What the exercise asks: Select and copy out every line in the records containing "uses".

Source records:
# # # # #

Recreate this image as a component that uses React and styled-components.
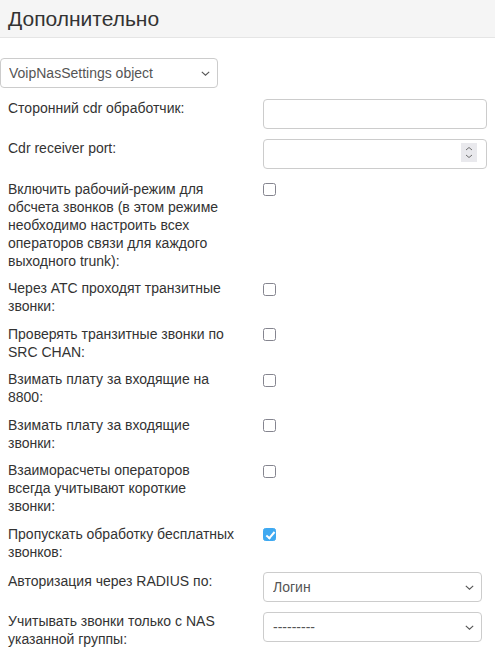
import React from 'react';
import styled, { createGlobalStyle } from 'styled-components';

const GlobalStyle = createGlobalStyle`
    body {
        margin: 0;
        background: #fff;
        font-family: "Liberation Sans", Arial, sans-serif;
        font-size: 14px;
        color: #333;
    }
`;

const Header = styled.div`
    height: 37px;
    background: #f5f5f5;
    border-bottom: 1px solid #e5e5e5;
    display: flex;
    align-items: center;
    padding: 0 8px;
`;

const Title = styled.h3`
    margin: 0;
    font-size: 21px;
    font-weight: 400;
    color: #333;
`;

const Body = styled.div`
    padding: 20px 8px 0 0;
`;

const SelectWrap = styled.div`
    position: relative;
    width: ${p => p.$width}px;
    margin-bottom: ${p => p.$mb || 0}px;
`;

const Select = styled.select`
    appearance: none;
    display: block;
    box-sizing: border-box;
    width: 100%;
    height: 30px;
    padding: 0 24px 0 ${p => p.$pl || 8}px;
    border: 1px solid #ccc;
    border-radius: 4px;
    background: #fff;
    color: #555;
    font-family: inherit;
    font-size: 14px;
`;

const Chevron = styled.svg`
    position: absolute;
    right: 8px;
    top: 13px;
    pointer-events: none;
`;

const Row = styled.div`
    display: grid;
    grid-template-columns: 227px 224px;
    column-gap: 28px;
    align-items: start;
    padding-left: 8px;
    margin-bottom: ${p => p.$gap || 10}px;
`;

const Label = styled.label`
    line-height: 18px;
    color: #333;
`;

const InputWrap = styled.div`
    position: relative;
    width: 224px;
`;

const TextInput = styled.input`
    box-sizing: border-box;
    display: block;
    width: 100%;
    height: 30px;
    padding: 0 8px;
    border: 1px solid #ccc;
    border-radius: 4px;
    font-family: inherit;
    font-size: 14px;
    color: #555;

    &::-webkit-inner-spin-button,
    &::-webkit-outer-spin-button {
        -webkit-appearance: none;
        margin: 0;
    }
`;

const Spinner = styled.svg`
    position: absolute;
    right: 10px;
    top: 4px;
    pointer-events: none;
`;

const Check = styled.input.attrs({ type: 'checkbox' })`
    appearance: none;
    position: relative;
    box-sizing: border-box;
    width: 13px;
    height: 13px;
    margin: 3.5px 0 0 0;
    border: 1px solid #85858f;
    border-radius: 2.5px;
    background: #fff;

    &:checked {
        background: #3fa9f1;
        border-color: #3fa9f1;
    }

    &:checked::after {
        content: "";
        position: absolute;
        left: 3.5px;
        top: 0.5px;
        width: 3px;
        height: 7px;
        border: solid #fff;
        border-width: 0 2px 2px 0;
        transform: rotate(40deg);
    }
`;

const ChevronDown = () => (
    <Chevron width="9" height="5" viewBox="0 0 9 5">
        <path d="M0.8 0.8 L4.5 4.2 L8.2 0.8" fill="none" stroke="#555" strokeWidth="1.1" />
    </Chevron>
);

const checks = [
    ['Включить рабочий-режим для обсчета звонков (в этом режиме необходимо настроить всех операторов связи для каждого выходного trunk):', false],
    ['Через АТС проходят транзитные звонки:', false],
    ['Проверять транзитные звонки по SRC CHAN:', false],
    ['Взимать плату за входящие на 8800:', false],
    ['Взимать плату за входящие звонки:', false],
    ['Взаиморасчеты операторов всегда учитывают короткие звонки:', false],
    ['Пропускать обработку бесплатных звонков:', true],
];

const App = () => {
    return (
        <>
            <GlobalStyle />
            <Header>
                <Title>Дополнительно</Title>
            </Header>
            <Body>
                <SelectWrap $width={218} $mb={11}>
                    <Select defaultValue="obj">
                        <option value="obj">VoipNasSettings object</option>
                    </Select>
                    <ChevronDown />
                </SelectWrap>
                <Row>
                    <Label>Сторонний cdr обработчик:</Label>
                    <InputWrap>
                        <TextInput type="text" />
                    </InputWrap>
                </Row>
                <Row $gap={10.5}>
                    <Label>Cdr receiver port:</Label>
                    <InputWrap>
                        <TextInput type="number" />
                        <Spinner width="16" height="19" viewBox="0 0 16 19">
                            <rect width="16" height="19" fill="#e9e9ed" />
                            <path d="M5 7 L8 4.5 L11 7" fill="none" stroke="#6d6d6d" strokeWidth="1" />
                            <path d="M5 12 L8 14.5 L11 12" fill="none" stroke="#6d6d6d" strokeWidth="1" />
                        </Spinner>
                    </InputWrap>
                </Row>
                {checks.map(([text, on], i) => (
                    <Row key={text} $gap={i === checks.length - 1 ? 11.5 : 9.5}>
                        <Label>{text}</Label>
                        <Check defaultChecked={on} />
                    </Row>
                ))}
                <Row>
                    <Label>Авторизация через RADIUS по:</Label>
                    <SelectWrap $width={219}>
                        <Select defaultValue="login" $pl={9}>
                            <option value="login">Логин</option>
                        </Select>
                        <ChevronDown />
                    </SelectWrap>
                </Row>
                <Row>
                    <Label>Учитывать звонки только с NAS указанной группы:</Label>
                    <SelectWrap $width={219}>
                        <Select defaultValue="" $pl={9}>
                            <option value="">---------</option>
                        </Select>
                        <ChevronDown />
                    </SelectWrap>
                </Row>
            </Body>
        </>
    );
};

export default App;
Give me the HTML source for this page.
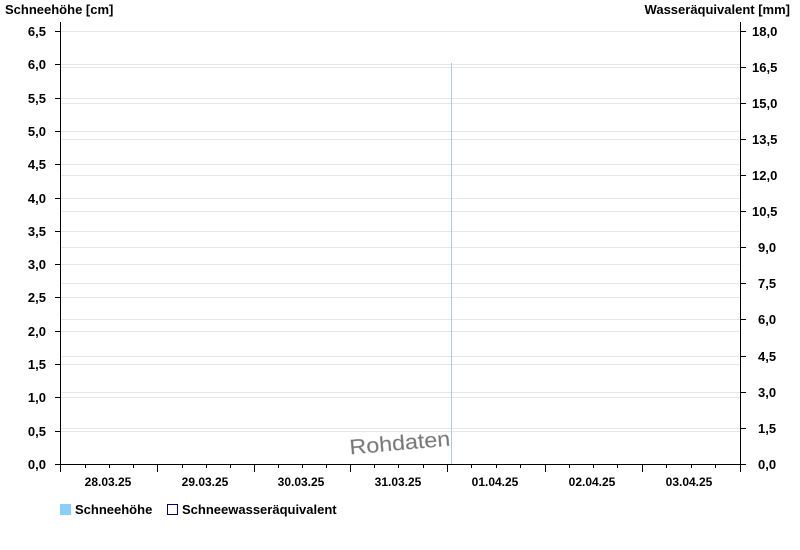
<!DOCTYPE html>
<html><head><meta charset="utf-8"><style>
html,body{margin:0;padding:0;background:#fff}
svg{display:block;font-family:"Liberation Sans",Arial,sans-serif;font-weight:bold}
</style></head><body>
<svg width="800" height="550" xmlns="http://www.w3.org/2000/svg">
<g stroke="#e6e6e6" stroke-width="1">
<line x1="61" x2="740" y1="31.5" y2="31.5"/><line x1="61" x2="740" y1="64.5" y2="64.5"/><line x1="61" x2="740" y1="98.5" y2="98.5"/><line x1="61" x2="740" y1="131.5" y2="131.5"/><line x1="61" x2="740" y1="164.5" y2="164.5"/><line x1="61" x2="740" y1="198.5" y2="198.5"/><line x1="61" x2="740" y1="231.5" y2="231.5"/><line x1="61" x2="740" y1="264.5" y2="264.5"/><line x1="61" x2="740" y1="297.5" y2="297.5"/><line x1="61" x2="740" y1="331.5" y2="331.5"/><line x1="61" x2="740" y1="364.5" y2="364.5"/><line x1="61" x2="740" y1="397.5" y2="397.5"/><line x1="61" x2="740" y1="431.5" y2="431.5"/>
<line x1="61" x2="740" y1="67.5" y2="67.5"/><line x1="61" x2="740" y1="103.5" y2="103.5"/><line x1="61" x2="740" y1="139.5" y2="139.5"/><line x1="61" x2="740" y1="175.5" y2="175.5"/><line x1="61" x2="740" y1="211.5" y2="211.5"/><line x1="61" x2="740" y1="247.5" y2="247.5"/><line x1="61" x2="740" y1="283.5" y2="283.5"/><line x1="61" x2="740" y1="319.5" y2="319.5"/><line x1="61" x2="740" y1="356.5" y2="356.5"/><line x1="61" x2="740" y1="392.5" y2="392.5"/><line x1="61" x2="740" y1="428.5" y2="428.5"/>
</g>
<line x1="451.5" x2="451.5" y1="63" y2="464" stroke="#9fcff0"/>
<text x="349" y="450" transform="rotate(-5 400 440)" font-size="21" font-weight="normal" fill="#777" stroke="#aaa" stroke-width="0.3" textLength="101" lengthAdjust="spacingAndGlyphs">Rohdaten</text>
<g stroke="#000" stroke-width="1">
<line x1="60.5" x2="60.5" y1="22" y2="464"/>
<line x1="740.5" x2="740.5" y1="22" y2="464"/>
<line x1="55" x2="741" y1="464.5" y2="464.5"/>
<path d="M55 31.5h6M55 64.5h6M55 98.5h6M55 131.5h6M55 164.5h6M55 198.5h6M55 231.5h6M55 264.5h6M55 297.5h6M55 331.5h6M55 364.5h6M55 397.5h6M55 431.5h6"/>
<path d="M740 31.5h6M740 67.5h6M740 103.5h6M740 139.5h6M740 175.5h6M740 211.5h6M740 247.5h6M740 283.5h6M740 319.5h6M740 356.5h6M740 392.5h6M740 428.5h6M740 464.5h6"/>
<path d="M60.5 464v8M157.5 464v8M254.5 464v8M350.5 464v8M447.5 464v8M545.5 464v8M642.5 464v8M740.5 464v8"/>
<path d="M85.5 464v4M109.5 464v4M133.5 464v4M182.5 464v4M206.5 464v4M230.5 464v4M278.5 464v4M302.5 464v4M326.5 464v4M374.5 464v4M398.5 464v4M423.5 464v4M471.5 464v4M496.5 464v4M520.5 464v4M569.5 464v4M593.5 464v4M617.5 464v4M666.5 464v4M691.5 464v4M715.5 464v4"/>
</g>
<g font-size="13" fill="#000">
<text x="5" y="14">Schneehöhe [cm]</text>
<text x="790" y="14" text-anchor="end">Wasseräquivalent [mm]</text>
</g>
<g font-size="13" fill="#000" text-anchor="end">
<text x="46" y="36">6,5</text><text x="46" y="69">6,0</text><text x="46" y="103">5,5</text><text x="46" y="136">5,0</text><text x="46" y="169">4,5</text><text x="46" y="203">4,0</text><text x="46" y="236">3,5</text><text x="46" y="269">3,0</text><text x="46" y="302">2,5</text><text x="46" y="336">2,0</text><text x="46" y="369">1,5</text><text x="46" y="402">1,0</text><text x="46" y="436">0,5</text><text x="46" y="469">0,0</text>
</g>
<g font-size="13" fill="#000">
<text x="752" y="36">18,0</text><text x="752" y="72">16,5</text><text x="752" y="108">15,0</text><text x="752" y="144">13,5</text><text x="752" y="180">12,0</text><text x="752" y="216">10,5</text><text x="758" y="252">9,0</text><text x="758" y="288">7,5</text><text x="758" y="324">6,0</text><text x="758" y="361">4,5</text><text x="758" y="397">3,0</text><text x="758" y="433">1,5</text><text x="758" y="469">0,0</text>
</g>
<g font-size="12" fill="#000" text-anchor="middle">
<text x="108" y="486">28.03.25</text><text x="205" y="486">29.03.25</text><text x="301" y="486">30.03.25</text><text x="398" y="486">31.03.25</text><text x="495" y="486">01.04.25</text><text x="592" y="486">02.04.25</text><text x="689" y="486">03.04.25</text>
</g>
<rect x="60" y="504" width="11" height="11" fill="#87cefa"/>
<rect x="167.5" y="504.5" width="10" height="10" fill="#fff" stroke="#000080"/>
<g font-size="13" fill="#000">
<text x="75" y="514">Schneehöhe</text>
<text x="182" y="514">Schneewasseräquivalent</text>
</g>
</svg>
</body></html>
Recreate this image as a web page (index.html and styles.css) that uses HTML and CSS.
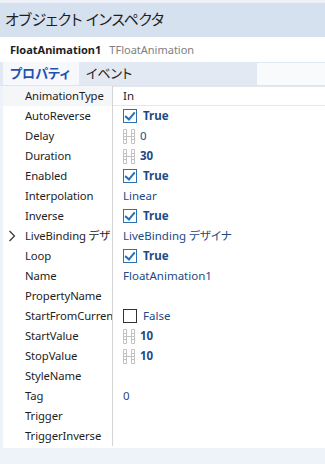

# # # # #

Written response:
Recreate this image as a component that uses React and styled-components.
Recreate this image as a web page (index.html and styles.css) that uses HTML and CSS.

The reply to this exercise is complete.